Even observers who later examined other GM projects, such as the Corvair, noted that, Even if Porsche had practically engineered the internals of the Corvair, there was no doubting the American origins of its exterior. The same logic applied to the Corvette, whose 1958 restyle wrapped its performance ambitions in a body that could never be mistaken for something built in Europe. By leaning into chrome, sculpted fenders, and a dramatic grille, Chevrolet signaled that its sports car would compete on its own cultural terms, not by copying the visual language of imported coupes and roadsters.
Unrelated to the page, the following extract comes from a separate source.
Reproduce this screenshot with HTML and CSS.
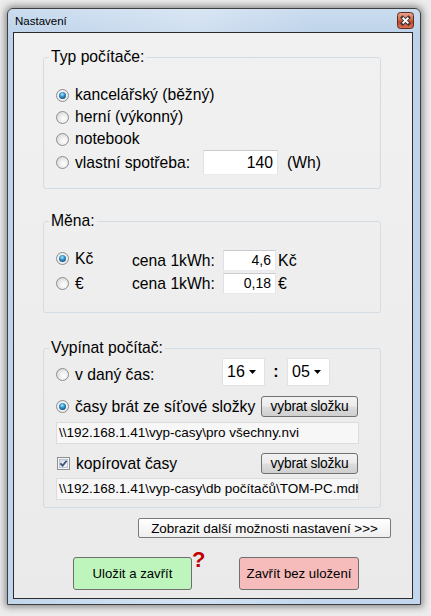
FILE: index.html
```html
<!DOCTYPE html>
<html lang="cs">
<head>
<meta charset="utf-8">
<title>Nastavení</title>
<link rel="stylesheet" href="styles.css">
</head>
<body>
<div class="desk">
  <div class="window">
    <div class="titlebar">
      <span class="title">Nastavení</span>
      <span class="close">
        <svg width="17" height="17" viewBox="0 0 17 17">
          <defs>
            <linearGradient id="cg" x1="0" y1="0" x2="0" y2="1">
              <stop offset="0" stop-color="#eaa48e"/>
              <stop offset="0.45" stop-color="#d66c52"/>
              <stop offset="0.55" stop-color="#c2452b"/>
              <stop offset="1" stop-color="#dc7452"/>
            </linearGradient>
          </defs>
          <rect x="0.5" y="0.5" width="16" height="16" rx="3" fill="url(#cg)" stroke="#5b2c22"/>
          <path d="M5.6 5.8l5.8 5.6M11.4 5.8l-5.8 5.6" stroke="#3c3434" stroke-width="3.6" stroke-linecap="square"/>
          <path d="M5.6 5.8l5.8 5.6M11.4 5.8l-5.8 5.6" stroke="#ffffff" stroke-width="1.9"/>
        </svg>
      </span>
    </div>
    <div class="client">
      <fieldset class="group g1">
        <legend>Typ počítače:</legend>
        <div class="opts">
          <div class="opt"><span class="radio on"><span class="dot"></span></span><span>kancelářský (běžný)</span></div>
          <div class="opt"><span class="radio"></span><span>herní (výkonný)</span></div>
          <div class="opt"><span class="radio"></span><span>notebook</span></div>
          <div class="opt tall"><span class="radio"></span><span class="lbl-own">vlastní spotřeba:</span><span class="tb tb-own">140</span><span class="unit-wh">(Wh)</span></div>
        </div>
      </fieldset>

      <fieldset class="group g2">
        <legend>Měna:</legend>
        <div class="cur">
          <div class="cur-opt top"><span class="radio on"><span class="dot"></span></span><span>Kč</span></div>
          <span class="price-lbl">cena 1kWh:</span>
          <span class="tb tb-price">4,6</span>
          <span class="cur-unit">Kč</span>

          <div class="cur-opt"><span class="radio"></span><span>€</span></div>
          <span class="price-lbl">cena 1kWh:</span>
          <span class="tb tb-price">0,18</span>
          <span class="cur-unit">€</span>
        </div>
      </fieldset>

      <fieldset class="group g3">
        <legend>Vypínat počítač:</legend>
        <div class="off">
          <div class="row-time">
            <div class="time-opt"><span class="radio"></span><span class="lbl-time">v daný čas:</span></div>
            <span class="combo"><span>16</span><svg class="arrow" width="7" height="4" viewBox="0 0 7 4"><polygon points="0,0 7,0 3.5,4" fill="#000"/></svg></span>
            <span class="colon">:</span>
            <span class="combo"><span>05</span><svg class="arrow" width="7" height="4" viewBox="0 0 7 4"><polygon points="0,0 7,0 3.5,4" fill="#000"/></svg></span>
          </div>
          <div class="row-net">
            <span class="radio on"><span class="dot"></span></span><span class="lbl-net">časy brát ze síťové složky</span>
            <span class="btn btn-pick">vybrat složku</span>
          </div>
          <div class="path path1">\\192.168.1.41\vyp-casy\pro všechny.nvi</div>
          <div class="row-copy">
            <span class="check">
              <svg width="13" height="13" viewBox="0 0 13 13">
                <defs>
                  <linearGradient id="kg" x1="0" y1="0" x2="1" y2="1">
                    <stop offset="0" stop-color="#cfd8e6"/>
                    <stop offset="1" stop-color="#f4f6fa"/>
                  </linearGradient>
                </defs>
                <rect x="0.5" y="0.5" width="12" height="12" fill="#f6f6f6" stroke="#8e8f8f"/>
                <rect x="2.5" y="2.5" width="8" height="8" fill="url(#kg)" stroke="#b9c3d3"/>
                <path d="M3.4 6.4l2.2 2.3 4-5" fill="none" stroke="#3a4c72" stroke-width="1.7"/>
              </svg>
            </span>
            <span class="lbl-copy">kopírovat časy</span>
            <span class="btn btn-pick">vybrat složku</span>
          </div>
          <div class="path path2">\\192.168.1.41\vyp-casy\db počítačů\TOM-PC.mdb</div>
        </div>
      </fieldset>

      <span class="btn btn-more">Zobrazit další možnosti nastavení &gt;&gt;&gt;</span>

      <div class="actions">
        <span class="btn btn-save">Uložit a zavřít</span>
        <span class="qmark">?</span>
        <span class="btn btn-cancel">Zavřít bez uložení</span>
      </div>
    </div>
  </div>
</div>
</body>
</html>
```

FILE: styles.css
```css
html, body {
  margin: 0;
  padding: 0;
}

body {
  background: #ececec;
  font-family: "Liberation Sans", Arial, sans-serif;
  color: #000;
}

.desk {
  box-sizing: border-box;
  height: 616px;
  padding: 8px 0 0 7px;
  overflow: hidden;
}

.window {
  box-sizing: border-box;
  width: 414px;
  height: 597px;
  border: 1px solid #3e3e3e;
  border-radius: 6px 6px 0 0;
  background:
    linear-gradient(90deg, rgba(255,255,255,0) 0%, rgba(255,255,255,0.28) 45%, rgba(255,255,255,0) 75%),
    linear-gradient(180deg, #cadcef 0px, #bed3ea 24px, #c2d7ed 100%);
  box-shadow: 0 0 7px 2px rgba(0, 0, 0, 0.42);
  display: flex;
  flex-direction: column;
}

.titlebar {
  height: 23px;
  flex: none;
  display: flex;
  justify-content: space-between;
  align-items: flex-start;
  padding: 0 6px 0 7px;
}

.title {
  font-size: 11.5px;
  line-height: 24px;
  color: #000;
}

.close {
  margin-top: 3px;
  width: 17px;
  height: 17px;
  display: block;
}

.close svg {
  display: block;
}

.client {
  box-sizing: border-box;
  margin-left: 5px;
  width: 400px;
  height: 567px;
  border: 1px solid #2c2c2c;
  background: linear-gradient(180deg, #f1f1f1 0%, #ededed 60%, #eaeaea 100%);
  display: flex;
  flex-direction: column;
  align-items: flex-start;
}

/* group boxes */
.group {
  box-sizing: border-box;
  width: 338px;
  min-width: 0;
  margin: 0 0 0 29px;
  padding: 0 0 0 5px;
  border: 1px solid #d3dce3;
  border-radius: 3px;
}

.group legend {
  padding: 0 2px;
  font-size: 15.7px;
  line-height: 20px;
}

.g1 {
  margin-top: 14px;
  padding-top: 17px;
  padding-bottom: 13px;
}

.g2 {
  margin-top: 22px;
  padding-top: 19px;
  padding-bottom: 18px;
}

.g3 {
  margin-top: 25px;
  padding-top: 0;
  padding-bottom: 7px;
}

/* radio buttons */
.radio {
  box-sizing: border-box;
  flex: none;
  width: 13px;
  height: 13px;
  margin-right: 6px;
  border: 1px solid #8c8d8d;
  border-radius: 50%;
  background: radial-gradient(circle at 62% 62%, #ffffff 0%, #ececec 45%, #cdcdcd 100%);
  display: flex;
  align-items: center;
  justify-content: center;
}

.radio.on {
  background: radial-gradient(circle at 50% 50%, #ffffff 0%, #f0f0f0 60%, #d6d6d6 100%);
}

.radio .dot {
  width: 7px;
  height: 7px;
  border-radius: 50%;
  background: radial-gradient(circle at 45% 35%, #b6ecff 0%, #3d9bd1 35%, #175a8c 70%, #0e3a5e 100%);
}

/* group 1 */
.opts {
  padding-left: 7px;
  display: flex;
  flex-direction: column;
}

.opt {
  height: 22px;
  display: flex;
  align-items: center;
  font-size: 15.7px;
  white-space: nowrap;
}

.opt.tall {
  height: 25px;
}

.lbl-own {
  width: 128px;
  flex: none;
}

.tb {
  box-sizing: border-box;
  background: #fff;
  border: 1px solid;
  border-color: #c9cbd0 #e3e5ea #e8ebef #dfe1e6;
  text-align: right;
  white-space: nowrap;
}

.tb-own {
  width: 75px;
  height: 25px;
  line-height: 23px;
  padding-right: 4px;
  font-size: 15.7px;
}

.unit-wh {
  margin-left: 9px;
}

/* group 2 */
.cur {
  padding-left: 7px;
  display: grid;
  grid-template-columns: 76px 91px 53px auto;
  grid-template-rows: 21px 21px;
  row-gap: 2px;
  align-items: center;
  font-size: 15.7px;
}

.cur-opt {
  display: flex;
  align-items: center;
  height: 17px;
}

.cur-opt.top {
  align-self: start;
}

.price-lbl {
  white-space: nowrap;
}

.tb-price {
  height: 21px;
  line-height: 19px;
  padding-right: 4px;
  font-size: 14px;
}

.cur-unit {
  margin-left: 2px;
  font-size: 16px;
}

/* group 3 */
.off {
  padding-left: 7px;
  display: flex;
  flex-direction: column;
  font-size: 15.7px;
}

.row-time {
  height: 28px;
  display: flex;
  align-items: center;
}

.time-opt {
  display: flex;
  align-items: center;
  margin-top: 5px;
}

.lbl-time {
  width: 147px;
  flex: none;
}

.combo {
  box-sizing: border-box;
  width: 43px;
  height: 28px;
  background: #fff;
  border: 1px solid #e2e2e2;
  display: flex;
  align-items: center;
  padding-left: 4px;
  font-size: 16px;
}

.combo .arrow {
  margin-left: auto;
  margin-right: 8px;
  display: block;
}

.colon {
  width: 22px;
  text-align: center;
  font-weight: bold;
  font-size: 16px;
}

.row-net {
  margin-top: 10px;
  height: 21px;
  display: flex;
  align-items: center;
  white-space: nowrap;
}

.lbl-net {
  width: 186px;
  flex: none;
}

.btn {
  box-sizing: border-box;
  display: flex;
  align-items: center;
  justify-content: center;
  border: 1px solid #707070;
  border-radius: 3px;
  white-space: nowrap;
  color: #000;
}

.btn-pick {
  width: 97px;
  height: 21px;
  font-size: 13.8px;
  letter-spacing: -0.2px;
  background: linear-gradient(180deg, #f3f3f3 0%, #ebebeb 48%, #dddddd 52%, #cfcfcf 100%);
}

.path {
  box-sizing: border-box;
  width: 303px;
  height: 22px;
  padding-left: 2px;
  background: #f7f7f7;
  border: 1px solid #dcdcdc;
  font-size: 13.5px;
  line-height: 20px;
  white-space: nowrap;
  overflow: hidden;
}

.path1 {
  margin-top: 5px;
}

.row-copy {
  margin-top: 9px;
  height: 21px;
  display: flex;
  align-items: center;
  white-space: nowrap;
}

.check {
  width: 13px;
  height: 13px;
  margin-left: 1px;
  margin-right: 6px;
  flex: none;
}

.check svg {
  display: block;
}

.lbl-copy {
  width: 185px;
  flex: none;
}

.path2 {
  margin-top: 4px;
}

/* bottom buttons */
.btn-more {
  margin-top: 10px;
  margin-left: 124px;
  width: 253px;
  height: 20px;
  font-size: 13.4px;
  border-color: #7a7a7a;
  border-radius: 2px;
  background: linear-gradient(180deg, #ffffff 0%, #f7f7f7 50%, #eeeeee 100%);
}

.actions {
  margin-top: 19px;
  margin-left: 59px;
  display: flex;
  align-items: flex-start;
}

.btn-save,
.btn-cancel {
  height: 33px;
  font-size: 13.2px;
  border-color: #6f6f6f;
}

.btn-save {
  width: 119px;
  background: #bdf5bc;
}

.btn-cancel {
  width: 120px;
  margin-left: 35px;
  background: #f6bbbb;
}

.qmark {
  width: 12px;
  margin-top: -8px;
  font-size: 22px;
  line-height: 22px;
  font-weight: bold;
  color: #c00000;
  text-align: center;
}
```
Legacy of a controversial icon

With the benefit of hindsight, the 1958 Corvette’s chrome heavy design reads as both a product of its time and a turning point for the nameplate. Later commentators have argued that the car may be the most important Corvette of all time, and they stress that it is not because of the style alone. Instead, they point to the way the 1958 model helped secure the Corvette’s place inside GM by proving that a sports car could be both a performance project and a profitable, attention grabbing showroom star. In that sense, the chrome was not just decoration, it was part of a broader strategy to keep the car alive long enough for its engineering to mature.

Over time, tastes shifted and later generations would strip back some of the visual clutter, but the 1958 car remains a classic example of the era’s automotive design and of GM’s willingness to chase buyers with spectacle. While some purists still prefer the cleaner lines that came before and after, the chrome laden 1958 Corvette captures a moment when American industry believed that more shine meant more sales, and acted accordingly. I see its excess not as a misstep but as a snapshot of a company and a country testing how far style could be pushed in the name of performance and profit.